Museum of pop culture brands

The Museum of Modern Mythology was a museum of pop culture brands located in San Francisco, California. The museum opened in 1982, and closed in 1989 after its building was damaged beyond repair in the Loma Prieta earthquake.

==History==
===Founding===
The Museum of Modern Mythology (MoMM) was founded in 1982 by Ellen Havre Weis, Jeffrey Errick and Matthew Cohen. Advertising character artifacts collected by Jeffrey Errick were the genesis of the collection. It was first located in Fisherman's Wharf, San Francisco, where it became a tourist draw.

===1982–1989===
The MoMM grew to display 3000 objects from the advertising history of the United States. Advertising characters represented in the collection included the Pillsbury Doughboy, Frito Bandito, Col. Sanders, Cap'n Crunch, Mr. Clean, Mr. Peanut, Mr. Bubble, Charlie the Tuna and the Jolly Green Giant. In a 1988 interview with the New York Times, Weis said that "The premise of the museum is that these characters quite literally enter our subconscious... They have to be studied for their mythological merit. They are inherent archetypes that we're all familiar with already."

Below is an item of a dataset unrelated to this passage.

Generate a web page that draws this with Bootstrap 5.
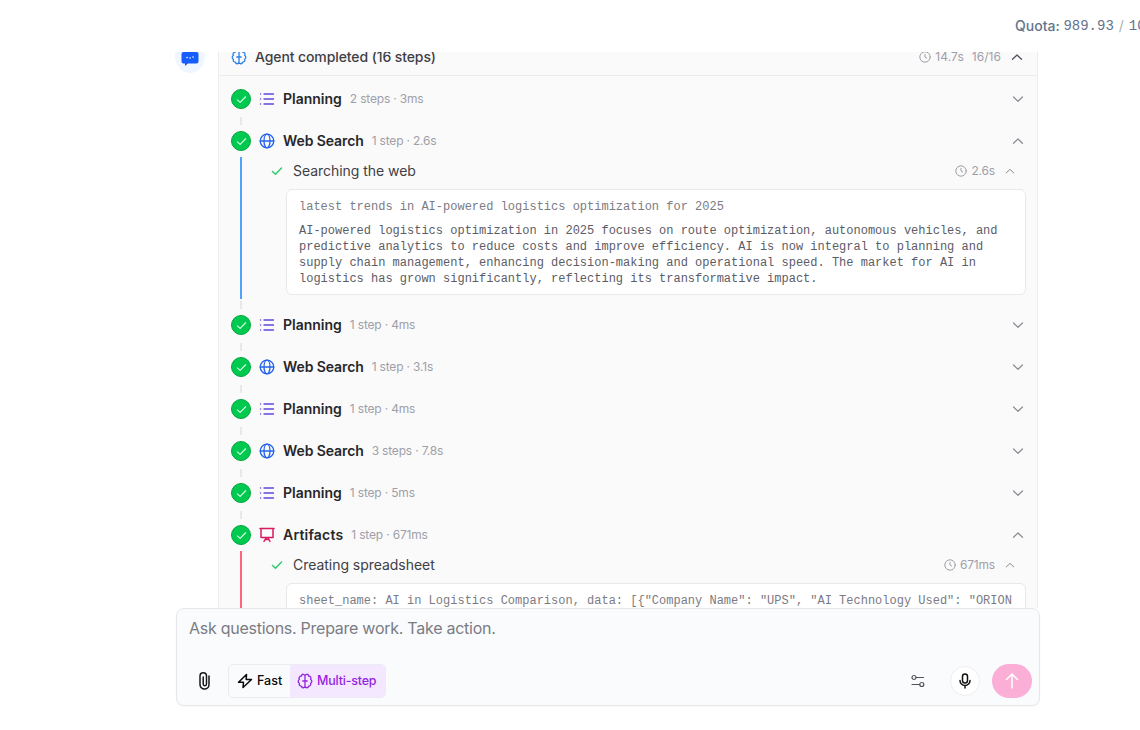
<!DOCTYPE html>
<html lang="en">
<head>
<meta charset="utf-8">
<meta name="viewport" content="width=device-width, initial-scale=1">
<title>Agent chat</title>
<link href="https://cdn.jsdelivr.net/npm/bootstrap@5.3.0/dist/css/bootstrap.min.css" rel="stylesheet">
<style>
body{font-family:Inter,"Liberation Sans",sans-serif;font-size:14px;line-height:20px;color:#3f3f46;background:#fff;height:730px;overflow:hidden}
svg{fill:none;stroke:currentColor;stroke-width:1.5;stroke-linecap:round;stroke-linejoin:round;display:block;flex:none}
.topbar{height:52px;padding-left:1015px;color:#64748b;overflow:hidden}
.topbar .num{font-family:"Liberation Mono",monospace}
.slash{color:#a8b0bb;padding:0 1px}
.feed{height:556px;padding-left:175px;overflow:hidden}
.shift-up{margin-top:-13px}
.bot{width:30px;height:34px;border-radius:50%;background:#eff6ff;margin-right:13px}
.panel{width:820px;border:1px solid #ececee;border-top:0;background:#fafafa;height:700px}
.panel-head{height:37px;padding:0 12px;border-bottom:1px solid #ececee}
.panel-head .title{letter-spacing:-.1px}
.steps{padding:13px 11px 0 12px}
.tick{width:20px;height:20px;border-radius:50%;background:#00c950;border:1px solid #00a63e;color:#dcfce7}
.tick svg{stroke-width:1.2}
.track{width:20px;margin-right:6px;flex:none}
.link-bit{width:2px;height:8px;margin:8px 0 6px;background:#e8e8ea}
.run{width:2px;flex:1;margin-top:6px;background:#51a2ff}
.run + .link-bit{margin-top:2px}
.run.red{background:#ff637e}
.head{height:20px;padding-right:2px}
.name{font-weight:600;color:#27272a;margin-left:6px;white-space:nowrap}
.name.web{letter-spacing:-.1px}
.name.artifact{letter-spacing:.2px}
.meta{font-size:12px;color:#9f9fa9;margin-left:8px;white-space:nowrap;letter-spacing:-.18px}
.panel-head .meta{letter-spacing:.05px}
.chev{color:#8b8b94;stroke-width:1.2}
.sub{height:20px;margin-top:10px;padding:0 11px 0 14px}
.sub .title{margin-left:10px;letter-spacing:-.04px}
.out{margin:8px 0 0 29px;padding:9px 12px 7px;background:#fff;border:1px solid #e9e9eb;border-radius:6px;font:12px/16px "Liberation Mono",monospace;color:#5c5c66;height:106px}
.out .q{color:#7b7b84;margin-bottom:8px;white-space:nowrap}
.group.open{height:184px}
.composer{width:864px;height:98px;margin-left:176px;border:1px solid #e5e7eb;border-radius:8px;background:#f9fbfd;padding:9px 7px 7px 12px;box-shadow:0 1px 2px rgba(0,0,0,.04)}
.ask{font-size:16px;color:#7b7b84;letter-spacing:-.26px}
.modes{height:34px;border:1px solid #ececf0;border-radius:5px;overflow:hidden;font-size:12.500px;font-weight:500;margin-left:18px}
.fast{width:61px;color:#09090b;padding-left:8px;gap:4px}
.multi{width:95px;background:#f3e8ff;color:#9524e0;padding-left:7px;gap:4px;letter-spacing:-.2px}
.mic{width:30px;height:30px;border-radius:50%;background:#fff;border:1px solid #eeeef1;color:#111;margin-right:12px}
.send{width:40px;height:34px;border-radius:17px;background:#fbaed6;color:#fff}
</style>
</head>
<body>
<svg width="0" height="0" class="position-absolute">
<symbol id="check" viewBox="0 0 12 12"><path d="M1.500 6.500 4.500 9.200 10.500 3"/></symbol>
<symbol id="list" viewBox="0 0 16 16"><path d="M5 3h9.500M5 8h9.500M5 13h9.500M1.500 3h.1M1.500 8h.1M1.500 13h.1"/></symbol>
<symbol id="globe" viewBox="0 0 16 16"><circle cx="8" cy="8" r="6.800"/><ellipse cx="8" cy="8" rx="3" ry="6.800"/><path d="M1.200 8h13.600"/></symbol>
<symbol id="board" viewBox="0 0 16 16"><path d="M1 1.500h14M2 1.500v9h12v-9M5 14.300l2.200-3.500M11 14.300l-2.200-3.500M6.200 12.500h3.600"/></symbol>
<symbol id="down" viewBox="0 0 12 8"><path d="M1.500 2 6 6.300 10.500 2"/></symbol>
<symbol id="up" viewBox="0 0 12 8"><path d="M1.500 6.300 6 2l4.500 4.300"/></symbol>
<symbol id="clock" viewBox="0 0 12 12"><circle cx="6" cy="6" r="5.200"/><path d="M6 3.300V6l1.700 1"/></symbol>
<symbol id="brain" viewBox="0 0 16 16"><path d="M8 3C8 .8 4.700.6 4.400 3 2.300 3.200 1.500 5 2.400 6.500.8 7.300.8 9.300 2.300 10.200c-.4 1.700.6 2.900 2.100 2.900C4.800 15.400 8 15.200 8 13zM8 3c0-2.200 3.300-2.400 3.600 0 2.100.2 2.900 2 2 3.500 1.600.8 1.600 2.800.1 3.700.4 1.700-.6 2.900-2.100 2.900C11.200 15.400 8 15.200 8 13M5.800 8h4.400"/></symbol>
</svg>

<header class="topbar d-flex align-items-center text-nowrap"><span class="fw-medium">Quota:&nbsp;</span><span class="num">989.93</span><span class="slash">&nbsp;/&nbsp;</span><span class="num">1000</span></header>

<main class="feed">
<div class="d-flex shift-up">
  <div class="bot d-flex justify-content-center align-items-center flex-shrink-0"><svg width="18" height="16" viewBox="0 0 18 16" class="mt-2"><path fill="#155dfc" stroke="none" d="M3 0h12.500A2 2 0 0 1 17.500 2v7.500a2 2 0 0 1-2 2H7L4 14v-2.500H2.500a2 2 0 0 1-2-2V2A2 2 0 0 1 2.500 0z"/><path stroke="#fff" d="M6 5.500h.1M9 6h.1M12 5h.1"/></svg></div>
  <section class="panel">
    <div class="panel-head d-flex align-items-center"><svg width="16" height="16" style="color:#2b7fe8;stroke-width:1.300"><use href="#brain"/></svg><span class="title fw-medium ms-2">Agent completed (16 steps)</span>
      <span class="meta ms-auto d-flex align-items-center gap-1"><svg width="12" height="12" style="stroke-width:1"><use href="#clock"/></svg>14.7s</span><span class="meta">16/16</span><svg width="12" height="12" style="color:#52525c;margin:0 2px 0 10px;stroke-width:1.300"><use href="#up"/></svg></div>
    <div class="steps">

      <div class="group d-flex"><div class="track d-flex flex-column align-items-center"><span class="tick d-flex justify-content-center align-items-center"><svg width="11" height="11"><use href="#check"/></svg></span><span class="link-bit"></span></div>
        <div class="flex-grow-1"><div class="head d-flex align-items-center"><svg width="20" height="16" style="color:#6247e0;stroke-width:1.300"><use href="#list"/></svg><span class="name">Planning</span><span class="meta">2 steps · 3ms</span><svg class="chev ms-auto" width="12" height="12"><use href="#down"/></svg></div></div></div>

      <div class="group open d-flex"><div class="track d-flex flex-column align-items-center"><span class="tick d-flex justify-content-center align-items-center"><svg width="11" height="11"><use href="#check"/></svg></span><span class="run"></span><span class="link-bit"></span></div>
        <div class="flex-grow-1"><div class="head d-flex align-items-center"><svg width="20" height="16" style="color:#2563eb;stroke-width:1.300"><use href="#globe"/></svg><span class="name web">Web Search</span><span class="meta">1 step · 2.6s</span><svg class="chev ms-auto" width="12" height="12"><use href="#up"/></svg></div>
          <div class="sub d-flex align-items-center"><svg width="12" height="12" style="color:#31c96d"><use href="#check"/></svg><span class="title">Searching the web</span><span class="meta ms-auto d-flex align-items-center gap-1"><svg width="12" height="12" style="stroke-width:1"><use href="#clock"/></svg>2.6s</span><svg class="chev" style="margin-left:10px" width="10" height="10"><use href="#up"/></svg></div>
          <div class="out"><div class="q">latest trends in AI-powered logistics optimization for 2025</div><div>AI-powered logistics optimization in 2025 focuses on route optimization, autonomous vehicles, and predictive analytics to reduce costs and improve efficiency. AI is now integral to planning and supply chain management, enhancing decision-making and operational speed. The market for AI in logistics has grown significantly, reflecting its transformative impact.</div></div></div></div>

      <div class="group d-flex"><div class="track d-flex flex-column align-items-center"><span class="tick d-flex justify-content-center align-items-center"><svg width="11" height="11"><use href="#check"/></svg></span><span class="link-bit"></span></div>
        <div class="flex-grow-1"><div class="head d-flex align-items-center"><svg width="20" height="16" style="color:#6247e0;stroke-width:1.300"><use href="#list"/></svg><span class="name">Planning</span><span class="meta">1 step · 4ms</span><svg class="chev ms-auto" width="12" height="12"><use href="#down"/></svg></div></div></div>

      <div class="group d-flex"><div class="track d-flex flex-column align-items-center"><span class="tick d-flex justify-content-center align-items-center"><svg width="11" height="11"><use href="#check"/></svg></span><span class="link-bit"></span></div>
        <div class="flex-grow-1"><div class="head d-flex align-items-center"><svg width="20" height="16" style="color:#2563eb;stroke-width:1.300"><use href="#globe"/></svg><span class="name web">Web Search</span><span class="meta">1 step · 3.1s</span><svg class="chev ms-auto" width="12" height="12"><use href="#down"/></svg></div></div></div>

      <div class="group d-flex"><div class="track d-flex flex-column align-items-center"><span class="tick d-flex justify-content-center align-items-center"><svg width="11" height="11"><use href="#check"/></svg></span><span class="link-bit"></span></div>
        <div class="flex-grow-1"><div class="head d-flex align-items-center"><svg width="20" height="16" style="color:#6247e0;stroke-width:1.300"><use href="#list"/></svg><span class="name">Planning</span><span class="meta">1 step · 4ms</span><svg class="chev ms-auto" width="12" height="12"><use href="#down"/></svg></div></div></div>

      <div class="group d-flex"><div class="track d-flex flex-column align-items-center"><span class="tick d-flex justify-content-center align-items-center"><svg width="11" height="11"><use href="#check"/></svg></span><span class="link-bit"></span></div>
        <div class="flex-grow-1"><div class="head d-flex align-items-center"><svg width="20" height="16" style="color:#2563eb;stroke-width:1.300"><use href="#globe"/></svg><span class="name web">Web Search</span><span class="meta">3 steps · 7.8s</span><svg class="chev ms-auto" width="12" height="12"><use href="#down"/></svg></div></div></div>

      <div class="group d-flex"><div class="track d-flex flex-column align-items-center"><span class="tick d-flex justify-content-center align-items-center"><svg width="11" height="11"><use href="#check"/></svg></span><span class="link-bit"></span></div>
        <div class="flex-grow-1"><div class="head d-flex align-items-center"><svg width="20" height="16" style="color:#6247e0;stroke-width:1.300"><use href="#list"/></svg><span class="name">Planning</span><span class="meta">1 step · 5ms</span><svg class="chev ms-auto" width="12" height="12"><use href="#down"/></svg></div></div></div>

      <div class="group open d-flex"><div class="track d-flex flex-column align-items-center"><span class="tick d-flex justify-content-center align-items-center"><svg width="11" height="11"><use href="#check"/></svg></span><span class="run red"></span><span class="link-bit"></span></div>
        <div class="flex-grow-1"><div class="head d-flex align-items-center"><svg width="20" height="16" style="color:#d81b60"><use href="#board"/></svg><span class="name artifact">Artifacts</span><span class="meta">1 step · 671ms</span><svg class="chev ms-auto" width="12" height="12"><use href="#up"/></svg></div>
          <div class="sub d-flex align-items-center"><svg width="12" height="12" style="color:#31c96d"><use href="#check"/></svg><span class="title">Creating spreadsheet</span><span class="meta ms-auto d-flex align-items-center gap-1"><svg width="12" height="12" style="stroke-width:1"><use href="#clock"/></svg>671ms</span><svg class="chev" style="margin-left:10px" width="10" height="10"><use href="#up"/></svg></div>
          <div class="out"><div class="q">sheet_name: AI in Logistics Comparison, data: [{"Company Name": "UPS", "AI Technology Used": "ORION</div></div></div></div>
    </div>
  </section>
</div>
</main>

<div class="composer d-flex flex-column justify-content-between">
  <div class="ask">Ask questions. Prepare work. Take action.</div>
  <div class="d-flex align-items-center">
    <svg width="12" height="20" viewBox="0 0 12 20" style="color:#18181b;margin-left:9px"><path d="M11 5v8.500a4.500 4.500 0 0 1-9 0V5a3 3 0 0 1 6.500 0v8a1.600 1.600 0 0 1-3.300 0V6"/></svg>
    <div class="modes d-flex"><div class="fast d-flex align-items-center"><svg width="16" height="16" viewBox="0 0 16 16"><path d="M9.500 1.500 1.500 9.300h5L6 14.500l8.500-8h-5.300z"/></svg>Fast</div><div class="multi d-flex align-items-center"><svg width="16" height="16" style="stroke-width:1.300"><use href="#brain"/></svg>Multi-step</div></div>
    <svg class="ms-auto" width="14" height="14" viewBox="0 0 14 14" style="color:#52525c;stroke-width:1.200;margin-right:25px"><circle cx="3" cy="3.500" r="2"/><path d="M5 3.500h7.500M1 10.500h7.500"/><circle cx="10.800" cy="10.500" r="2"/></svg>
    <div class="mic d-flex justify-content-center align-items-center"><svg width="14" height="16" viewBox="0 0 14 16"><rect x="4.500" y="1" width="5" height="9" rx="2.500"/><path d="M2 7.500a5 5 0 0 0 10 0M7 12.500V15"/></svg></div>
    <div class="send d-flex justify-content-center align-items-center"><svg width="16" height="18" viewBox="0 0 16 18"><path d="M8 16V2M2.500 7.500 8 2l5.500 5.500"/></svg></div>
  </div>
</div>
<script src="https://cdn.jsdelivr.net/npm/bootstrap@5.3.0/dist/js/bootstrap.bundle.min.js"></script>
</body>
</html>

In 1986 the MoMM created a hall of fame for living advertising characters. The first inductees were Clara Peller, who asked "Where's the Beef?" in Wendy's television commercials, and the real life Mrs. Olson, Virginia Christine, from Folgers Coffee commercials.

===Closure and legacy===
After the Loma Prieta earthquake on 17 October 1989, the museum's building was condemned. A few days later, the museum was given two hours to clear the building of its contents.

In the 1990s the museum tried unsuccessfully to find a new location to house its collection.

Following a 2021 agreement, much of the museum's collection is to be moved to the Valley Relics Museum in Van Nuys, California.